• [Written instruction]:
All the data should be repeated exactly. Any image in it is left out.

## begin

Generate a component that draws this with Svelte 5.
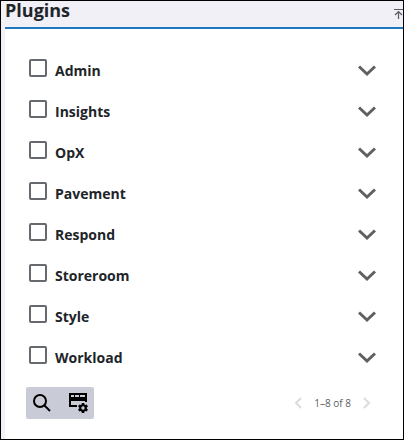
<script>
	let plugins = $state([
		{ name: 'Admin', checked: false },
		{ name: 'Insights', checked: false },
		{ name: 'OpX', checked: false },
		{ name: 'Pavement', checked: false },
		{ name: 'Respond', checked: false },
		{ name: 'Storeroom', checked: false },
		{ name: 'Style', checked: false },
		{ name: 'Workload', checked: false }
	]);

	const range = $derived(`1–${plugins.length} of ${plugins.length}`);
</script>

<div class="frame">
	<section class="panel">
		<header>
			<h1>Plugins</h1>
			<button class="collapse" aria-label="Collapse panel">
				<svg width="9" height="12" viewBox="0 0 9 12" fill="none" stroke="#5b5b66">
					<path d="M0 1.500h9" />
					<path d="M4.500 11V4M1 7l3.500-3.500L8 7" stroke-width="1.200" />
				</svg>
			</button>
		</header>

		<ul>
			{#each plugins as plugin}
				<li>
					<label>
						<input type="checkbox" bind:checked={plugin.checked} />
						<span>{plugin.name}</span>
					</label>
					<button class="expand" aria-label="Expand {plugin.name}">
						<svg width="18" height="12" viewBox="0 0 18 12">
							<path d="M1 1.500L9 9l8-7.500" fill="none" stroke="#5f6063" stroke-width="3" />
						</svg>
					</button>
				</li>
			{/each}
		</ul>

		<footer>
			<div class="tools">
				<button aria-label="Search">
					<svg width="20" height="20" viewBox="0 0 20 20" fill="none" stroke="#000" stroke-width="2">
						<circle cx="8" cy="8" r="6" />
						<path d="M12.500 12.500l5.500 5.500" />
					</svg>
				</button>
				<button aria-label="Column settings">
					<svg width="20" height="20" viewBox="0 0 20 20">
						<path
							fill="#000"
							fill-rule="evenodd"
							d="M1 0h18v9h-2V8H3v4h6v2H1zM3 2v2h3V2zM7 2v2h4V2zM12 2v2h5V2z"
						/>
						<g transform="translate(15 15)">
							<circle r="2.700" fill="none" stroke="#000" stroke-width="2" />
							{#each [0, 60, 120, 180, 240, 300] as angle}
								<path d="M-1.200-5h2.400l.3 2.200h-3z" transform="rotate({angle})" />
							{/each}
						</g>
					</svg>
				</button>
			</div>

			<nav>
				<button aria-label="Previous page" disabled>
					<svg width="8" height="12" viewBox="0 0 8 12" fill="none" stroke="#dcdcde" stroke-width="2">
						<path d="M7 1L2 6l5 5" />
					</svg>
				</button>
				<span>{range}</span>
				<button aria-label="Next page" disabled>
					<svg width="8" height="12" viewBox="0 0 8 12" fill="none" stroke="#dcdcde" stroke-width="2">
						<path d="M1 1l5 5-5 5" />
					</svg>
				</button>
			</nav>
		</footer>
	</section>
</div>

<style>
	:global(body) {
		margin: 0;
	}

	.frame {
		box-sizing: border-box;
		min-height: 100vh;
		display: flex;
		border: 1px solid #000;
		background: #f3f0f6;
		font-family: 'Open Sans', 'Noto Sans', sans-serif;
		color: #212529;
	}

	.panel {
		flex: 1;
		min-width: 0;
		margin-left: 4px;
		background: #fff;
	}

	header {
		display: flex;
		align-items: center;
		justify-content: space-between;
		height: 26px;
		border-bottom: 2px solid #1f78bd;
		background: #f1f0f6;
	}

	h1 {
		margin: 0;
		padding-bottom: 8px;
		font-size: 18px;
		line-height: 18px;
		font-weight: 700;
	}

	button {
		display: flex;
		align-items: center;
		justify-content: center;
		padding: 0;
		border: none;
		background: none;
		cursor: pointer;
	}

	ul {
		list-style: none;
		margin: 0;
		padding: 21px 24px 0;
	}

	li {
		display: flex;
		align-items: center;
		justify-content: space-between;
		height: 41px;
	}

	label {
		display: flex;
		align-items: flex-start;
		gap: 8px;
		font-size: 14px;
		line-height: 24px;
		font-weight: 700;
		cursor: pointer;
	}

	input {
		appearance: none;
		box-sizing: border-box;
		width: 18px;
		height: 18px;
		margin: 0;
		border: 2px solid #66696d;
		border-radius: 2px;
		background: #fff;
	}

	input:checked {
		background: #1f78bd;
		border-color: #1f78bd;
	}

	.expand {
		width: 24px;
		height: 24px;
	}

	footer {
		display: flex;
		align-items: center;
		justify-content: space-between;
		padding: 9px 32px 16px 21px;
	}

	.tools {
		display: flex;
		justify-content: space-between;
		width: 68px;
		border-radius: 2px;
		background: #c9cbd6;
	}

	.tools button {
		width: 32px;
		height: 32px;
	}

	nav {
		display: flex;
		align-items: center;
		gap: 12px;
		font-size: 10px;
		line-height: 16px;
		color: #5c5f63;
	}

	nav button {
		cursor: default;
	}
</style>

## end

• [Task response]:
Generate a component that draws this with Svelte 5.
<script>
	let plugins = $state([
		{ name: 'Admin', checked: false },
		{ name: 'Insights', checked: false },
		{ name: 'OpX', checked: false },
		{ name: 'Pavement', checked: false },
		{ name: 'Respond', checked: false },
		{ name: 'Storeroom', checked: false },
		{ name: 'Style', checked: false },
		{ name: 'Workload', checked: false }
	]);

	const range = $derived(`1–${plugins.length} of ${plugins.length}`);
</script>

<div class="frame">
	<section class="panel">
		<header>
			<h1>Plugins</h1>
			<button class="collapse" aria-label="Collapse panel">
				<svg width="9" height="12" viewBox="0 0 9 12" fill="none" stroke="#5b5b66">
					<path d="M0 1.500h9" />
					<path d="M4.500 11V4M1 7l3.500-3.500L8 7" stroke-width="1.200" />
				</svg>
			</button>
		</header>

		<ul>
			{#each plugins as plugin}
				<li>
					<label>
						<input type="checkbox" bind:checked={plugin.checked} />
						<span>{plugin.name}</span>
					</label>
					<button class="expand" aria-label="Expand {plugin.name}">
						<svg width="18" height="12" viewBox="0 0 18 12">
							<path d="M1 1.500L9 9l8-7.500" fill="none" stroke="#5f6063" stroke-width="3" />
						</svg>
					</button>
				</li>
			{/each}
		</ul>

		<footer>
			<div class="tools">
				<button aria-label="Search">
					<svg width="20" height="20" viewBox="0 0 20 20" fill="none" stroke="#000" stroke-width="2">
						<circle cx="8" cy="8" r="6" />
						<path d="M12.500 12.500l5.500 5.500" />
					</svg>
				</button>
				<button aria-label="Column settings">
					<svg width="20" height="20" viewBox="0 0 20 20">
						<path
							fill="#000"
							fill-rule="evenodd"
							d="M1 0h18v9h-2V8H3v4h6v2H1zM3 2v2h3V2zM7 2v2h4V2zM12 2v2h5V2z"
						/>
						<g transform="translate(15 15)">
							<circle r="2.700" fill="none" stroke="#000" stroke-width="2" />
							{#each [0, 60, 120, 180, 240, 300] as angle}
								<path d="M-1.200-5h2.400l.3 2.200h-3z" transform="rotate({angle})" />
							{/each}
						</g>
					</svg>
				</button>
			</div>

			<nav>
				<button aria-label="Previous page" disabled>
					<svg width="8" height="12" viewBox="0 0 8 12" fill="none" stroke="#dcdcde" stroke-width="2">
						<path d="M7 1L2 6l5 5" />
					</svg>
				</button>
				<span>{range}</span>
				<button aria-label="Next page" disabled>
					<svg width="8" height="12" viewBox="0 0 8 12" fill="none" stroke="#dcdcde" stroke-width="2">
						<path d="M1 1l5 5-5 5" />
					</svg>
				</button>
			</nav>
		</footer>
	</section>
</div>

<style>
	:global(body) {
		margin: 0;
	}

	.frame {
		box-sizing: border-box;
		min-height: 100vh;
		display: flex;
		border: 1px solid #000;
		background: #f3f0f6;
		font-family: 'Open Sans', 'Noto Sans', sans-serif;
		color: #212529;
	}

	.panel {
		flex: 1;
		min-width: 0;
		margin-left: 4px;
		background: #fff;
	}

	header {
		display: flex;
		align-items: center;
		justify-content: space-between;
		height: 26px;
		border-bottom: 2px solid #1f78bd;
		background: #f1f0f6;
	}

	h1 {
		margin: 0;
		padding-bottom: 8px;
		font-size: 18px;
		line-height: 18px;
		font-weight: 700;
	}

	button {
		display: flex;
		align-items: center;
		justify-content: center;
		padding: 0;
		border: none;
		background: none;
		cursor: pointer;
	}

	ul {
		list-style: none;
		margin: 0;
		padding: 21px 24px 0;
	}

	li {
		display: flex;
		align-items: center;
		justify-content: space-between;
		height: 41px;
	}

	label {
		display: flex;
		align-items: flex-start;
		gap: 8px;
		font-size: 14px;
		line-height: 24px;
		font-weight: 700;
		cursor: pointer;
	}

	input {
		appearance: none;
		box-sizing: border-box;
		width: 18px;
		height: 18px;
		margin: 0;
		border: 2px solid #66696d;
		border-radius: 2px;
		background: #fff;
	}

	input:checked {
		background: #1f78bd;
		border-color: #1f78bd;
	}

	.expand {
		width: 24px;
		height: 24px;
	}

	footer {
		display: flex;
		align-items: center;
		justify-content: space-between;
		padding: 9px 32px 16px 21px;
	}

	.tools {
		display: flex;
		justify-content: space-between;
		width: 68px;
		border-radius: 2px;
		background: #c9cbd6;
	}

	.tools button {
		width: 32px;
		height: 32px;
	}

	nav {
		display: flex;
		align-items: center;
		gap: 12px;
		font-size: 10px;
		line-height: 16px;
		color: #5c5f63;
	}

	nav button {
		cursor: default;
	}
</style>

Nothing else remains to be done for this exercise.